#### DIRECTION
Repeat the listing exactly as given, omitting every image.

#### COLLECTED MATERIAL
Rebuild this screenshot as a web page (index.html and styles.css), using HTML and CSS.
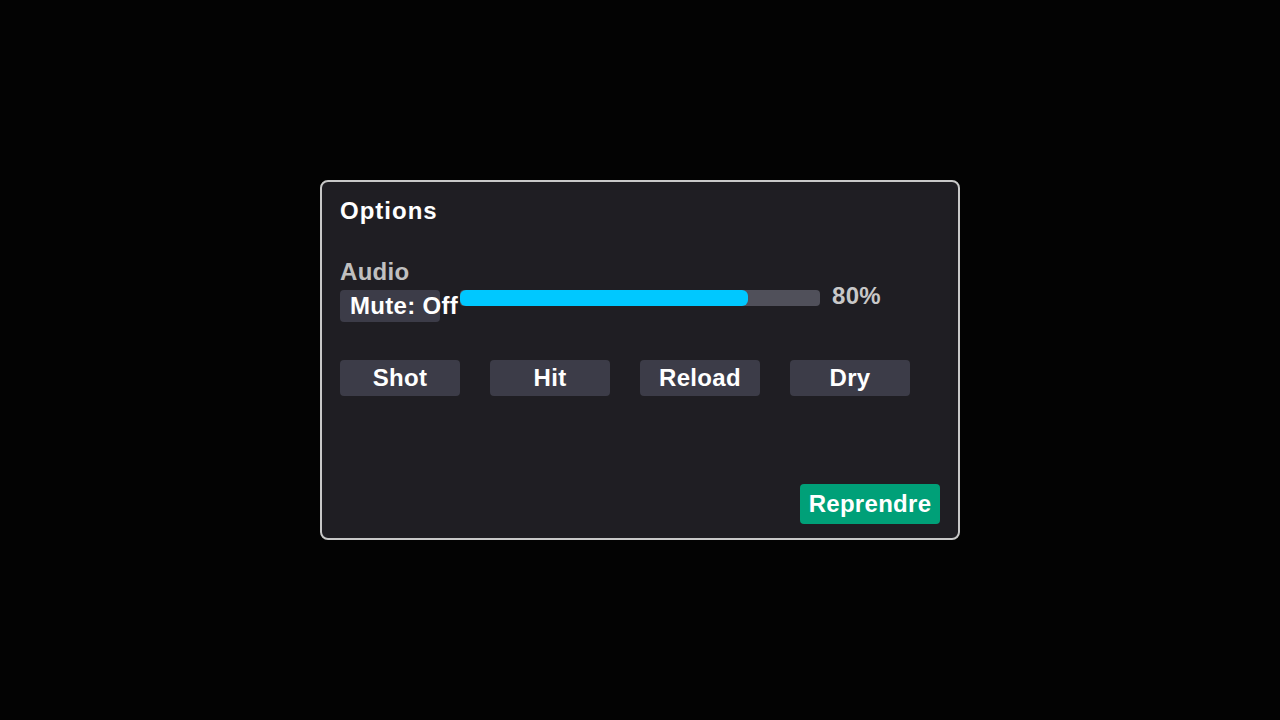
FILE: index.html
```html
<!DOCTYPE html>
<html lang="fr">
<head>
<meta charset="utf-8">
<title>Options</title>
<link rel="stylesheet" href="styles.css">
</head>
<body>
<div class="stage">
  <div class="panel">
    <div class="title">Options</div>
    <div class="section">Audio</div>
    <div class="audio-row">
      <div class="mute">Mute: Off</div>
      <div class="slider"><div class="fill" style="width: 80%"></div></div>
      <div class="pct">80%</div>
    </div>
    <div class="sounds">
      <div class="btn">Shot</div>
      <div class="btn">Hit</div>
      <div class="btn">Reload</div>
      <div class="btn">Dry</div>
    </div>
    <div class="resume">Reprendre</div>
  </div>
</div>
</body>
</html>
```

FILE: styles.css
```css
html, body {
  margin: 0;
  padding: 0;
  background: #030303;
}
body {
  font-family: "Liberation Sans", Arial, sans-serif;
  font-weight: bold;
  font-size: 24px;
  letter-spacing: 0.3px;
  color: #ffffff;
}
.stage {
  width: 1280px;
  height: 720px;
  display: flex;
  align-items: center;
  justify-content: center;
}
.panel {
  box-sizing: border-box;
  width: 640px;
  height: 360px;
  background: #1f1e23;
  border: 2px solid #c8c8c8;
  border-radius: 8px;
  padding: 15px 18px 14px 18px;
  display: flex;
  flex-direction: column;
}
.title {
  line-height: 28px;
  letter-spacing: 1px;
}
.section {
  margin-top: 33px;
  line-height: 28px;
  color: #c0c0c0;
}
.audio-row {
  margin-top: 4px;
  display: flex;
  align-items: flex-start;
}
.mute {
  width: 100px;
  height: 32px;
  box-sizing: border-box;
  padding-left: 10px;
  line-height: 31px;
  background: #3c3c48;
  border-radius: 4px;
  white-space: nowrap;
  overflow: visible;
  flex-shrink: 0;
}
.slider {
  margin-left: 20px;
  width: 360px;
  height: 16px;
  background: #50505a;
  border-radius: 4px;
  flex-shrink: 0;
  position: relative;
  z-index: 1;
}
.fill {
  height: 100%;
  background: #00c8ff;
  border-radius: 6px;
}
.pct {
  margin-left: 12px;
  margin-top: -2px;
  line-height: 16px;
  color: #c8c8c8;
}
.sounds {
  margin-top: 38px;
  display: flex;
  gap: 30px;
}
.btn {
  width: 120px;
  height: 36px;
  line-height: 36px;
  text-align: center;
  background: #3c3c48;
  border-radius: 4px;
}
.resume {
  margin-top: auto;
  align-self: flex-end;
  width: 140px;
  height: 40px;
  line-height: 40px;
  text-align: center;
  background: #00a078;
  border-radius: 4px;
}
```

#### COMPLETE OUTPUT
Rebuild this screenshot as a web page (index.html and styles.css), using HTML and CSS.
FILE: index.html
```html
<!DOCTYPE html>
<html lang="fr">
<head>
<meta charset="utf-8">
<title>Options</title>
<link rel="stylesheet" href="styles.css">
</head>
<body>
<div class="stage">
  <div class="panel">
    <div class="title">Options</div>
    <div class="section">Audio</div>
    <div class="audio-row">
      <div class="mute">Mute: Off</div>
      <div class="slider"><div class="fill" style="width: 80%"></div></div>
      <div class="pct">80%</div>
    </div>
    <div class="sounds">
      <div class="btn">Shot</div>
      <div class="btn">Hit</div>
      <div class="btn">Reload</div>
      <div class="btn">Dry</div>
    </div>
    <div class="resume">Reprendre</div>
  </div>
</div>
</body>
</html>
```

FILE: styles.css
```css
html, body {
  margin: 0;
  padding: 0;
  background: #030303;
}
body {
  font-family: "Liberation Sans", Arial, sans-serif;
  font-weight: bold;
  font-size: 24px;
  letter-spacing: 0.3px;
  color: #ffffff;
}
.stage {
  width: 1280px;
  height: 720px;
  display: flex;
  align-items: center;
  justify-content: center;
}
.panel {
  box-sizing: border-box;
  width: 640px;
  height: 360px;
  background: #1f1e23;
  border: 2px solid #c8c8c8;
  border-radius: 8px;
  padding: 15px 18px 14px 18px;
  display: flex;
  flex-direction: column;
}
.title {
  line-height: 28px;
  letter-spacing: 1px;
}
.section {
  margin-top: 33px;
  line-height: 28px;
  color: #c0c0c0;
}
.audio-row {
  margin-top: 4px;
  display: flex;
  align-items: flex-start;
}
.mute {
  width: 100px;
  height: 32px;
  box-sizing: border-box;
  padding-left: 10px;
  line-height: 31px;
  background: #3c3c48;
  border-radius: 4px;
  white-space: nowrap;
  overflow: visible;
  flex-shrink: 0;
}
.slider {
  margin-left: 20px;
  width: 360px;
  height: 16px;
  background: #50505a;
  border-radius: 4px;
  flex-shrink: 0;
  position: relative;
  z-index: 1;
}
.fill {
  height: 100%;
  background: #00c8ff;
  border-radius: 6px;
}
.pct {
  margin-left: 12px;
  margin-top: -2px;
  line-height: 16px;
  color: #c8c8c8;
}
.sounds {
  margin-top: 38px;
  display: flex;
  gap: 30px;
}
.btn {
  width: 120px;
  height: 36px;
  line-height: 36px;
  text-align: center;
  background: #3c3c48;
  border-radius: 4px;
}
.resume {
  margin-top: auto;
  align-self: flex-end;
  width: 140px;
  height: 40px;
  line-height: 40px;
  text-align: center;
  background: #00a078;
  border-radius: 4px;
}
```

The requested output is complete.